Ms Bolt said that the same tactics were used to justify the war in Iraq, adding: “And yet again, we see racism being used to justify US military aggression.
“It is [US President Donald] Trump who is pushing for huge increases in military spending to push the world towards the brink of nuclear war.
“He’s trying to defend a world order that has failed. It’s a world order that has created the global economic crisis, that has facilitated genocide, that is driving climate breakdown and which is driving us towards nuclear war.”
SUTR trade union officer and former National Education Union leader Kevin Courtney said that the far right “don’t want anything for working people in this country, they seek to divide us.”
He said: “They say they are here to support political prisoners, including Tommy Robinson, but let’s be absolutely clear: Tommy Robinson is in jail for telling lies about a schoolchild and for refusing to stop telling those lies.
“These are not political prisoners. These are racist, fascist thugs who deserve to be in jail.
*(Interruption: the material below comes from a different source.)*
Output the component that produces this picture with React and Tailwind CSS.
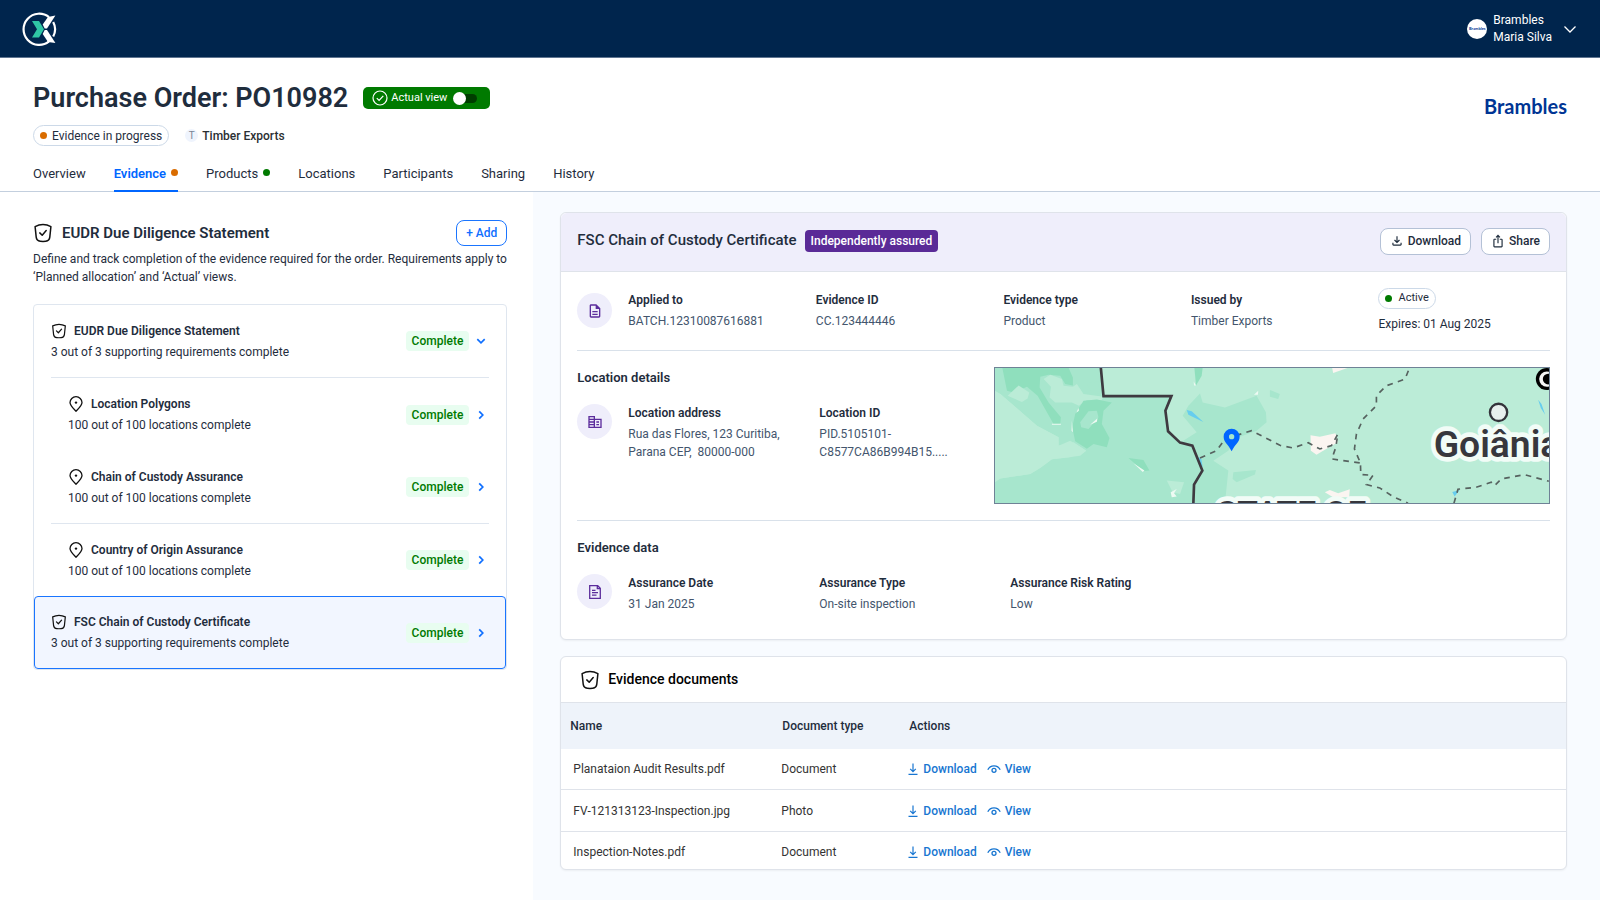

“There are things for people to be concerned about and angry about. In our country, there is a housing crisis affecting many, many thousands of our people.
“There is the underfunding of our health service and our education, and there is the gross inequality in our country, but those people would do nothing to improve any of them.”
Mr Courtney pointed out that Mr Robinson’s supporters, including Elon Musk, are “not the friends of the working class.
“They are the super-rich, and be very clear, they got that way at the expense of the working class.
“And the far right sure are their useful idiots supporting them in trying to divide our working class.”
Demonstrators peacefully marched to Whitehall, where police had cordoned off the road to separate them from the far-right protesters gathered at Parliament Square.
A handful of Mr Robinson’s supporters attempted to disrupt and attack counter-protesters, including one who tried to charge onto the stage.
SUTR stewards quickly apprehended them until the police intervened.
The closing rally heard from speakers including Green Party deputy leader Zack Polanski, FBU general secretary Steve Wright, TSSA leader Maryam Eslamdoust, PCS president Martin Cavanagh and NEU vice-president Ed Harlow.
Ms Eslamdoust said: “We must tackle the real problems, which the far right use to [gain] support: bad housing, crap jobs, failing towns, high prices, lack of opportunities, [and] the misery and anger in modern Britain [which] is shared across all communities.
“Until we do that, racists will keep drawing people in with false promises of solving the problems we have left unsolved.”